Pier closing leaves lasting impact

Pier reunion
A group of pier employees gathered at Bayfront Park Thanksgiving morning. - Joe Hendricks | Sun

ANNA MARIA – The former employees of the restaurant and adjoining bait shop on the Anna Maria City Pier gathered Thanksgiving morning at the nearby Bayfront Park.

The group of about 40 people also included friends, family members and former customers. Last week’s gathering was the first time many had seen each other since the pier was closed in early September due to damage sustained during Hurricane Irma. For safety reasons, the pier will remain closed until a new pier is built, which could take two years.

Built in 1911, the city-owned pier and pier buildings leased to longtime tenant Mario Schoenfelder were already slated for future replacement when Hurricane Irma ripped the roof off the bait shop, damaged the T-end decking and created leaks in the roof of the City Pier Restaurant.

Pier personalities

Brian Blaine, 44, spent the past six years tending bar at the bait shop. Before that, he was an executive recruiter and corporate head hunter.

“I’d look at resumes, then go out to the pier and drink a beer or two with the old-timers,” he said of his pre-pier employment.

“The pier was not your typical restaurant. The pier is a magical place for us. It was my favorite place in the world. It’s the worst I’ve been paid, but the best corner office I ever had; and it’s a misconception that we are transients,” he said, before passing out lottery tickets as holiday gifts.

Alan Wirshborn, 64, was a bait shop bartender for the past three and half years. He now works part-time at the Bridge Tender Inn in Bradenton Beach.

“It’s been rough. I don’t think many of us have recovered from this,” he said.

Dwayne Martin, 69, worked at the bait shop for six years. He, too, was a regular customer before he was an employee.

“The customers became friends. For me, it was a little bit of money, but it was the center of our social life. The side bar at the bait shop was a memorial to the old guys who used to be pier regulars. They passed away, and we’ve got their names engraved in there. We need that saved,” he said.

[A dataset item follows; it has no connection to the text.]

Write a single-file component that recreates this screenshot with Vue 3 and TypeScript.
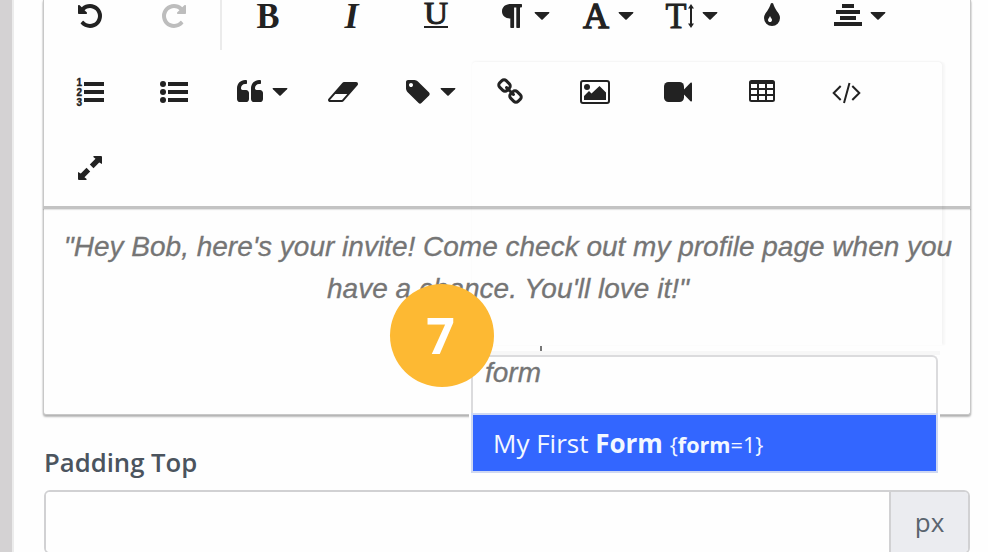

“We’re like lost souls roaming around the Island looking for a place to go. We’ve been going to the Rod & Reel a couple days a week, but it’s not the same. There’s no replacement,” he said of the pier regulars.

Former general manager David Sork disputed the notion that displaced restaurant workers can easily move from job to job. He found a job off-Island after the pier closed, but that was short-lived.

“In terms of manpower, we’ve had one of the most stable organizations that I’ve ever seen around here,” Sork said. “We have mortgages, leases, day care, kids in schools and all that stuff. I don’t know anybody that’s upgraded since they left the pier.”

“We all knew at some point this place would close down – probably at the end of its lease – but we closed on a Thursday night, and that’s the last night we were there. I didn’t realize the emotional attachment I had to all these people and that pile of lumber out there,” he said.

Changing places

Waitress Cindy Graeff started working on the pier in 1997 when John Horne and his original Anna Maria Oyster Bar were the pier tenants.

She later went to work with Sork at the Rod & Reel Pier and joined him at the city pier after Schoenfelder secured the lease in 2000.

“I also worked for Bill Arthur, who had the jewelry table,” she said of the pier-based retail operation that was later expanded to include the Anna Maria Rocks store near Bortell’s Lounge.

“I personally believe the city has neglected that pier for 20 years. I would like to know the percentage of our rent that ever went back into that pier,” she said.

When reminded that the lease states Schoenfelder must maintain the pier, Graeff said, “But the city still has a responsibility. It should be a partnership.”

Graeff is working for Horne again, this time at the Anna Maria Oyster Bar in Bradenton Beach.

“I went from one pier to another. I went full circle,” she said.

Nadine Kollar waited tables on the pier for six years.

“I’m trying to paint some houses but it’s kind of slow. I’ve applied at quite a few restaurants and really have not gotten any calls. My savings are almost gone,” she said, noting that she’s also collecting unemployment.

Rockey Corby was pier manager for nine years. He’s now at the Rod & Reel Pier owned by Schoenfelder.

“They’re taking care of me, but I miss my home,” he said.

Traci Kearton worked as a pier server for 15 years. She pointed to Andre Bazile, who worked as a pier cook for 17 years, and said, “He’s the one Andre’s Famous Gumbo is named after.”

Bazile now works at Hurricane Hank’s in Holmes Beach. He’s glad to be employed, but said, “It’s never going to be the same as the pier. That pier is my house.”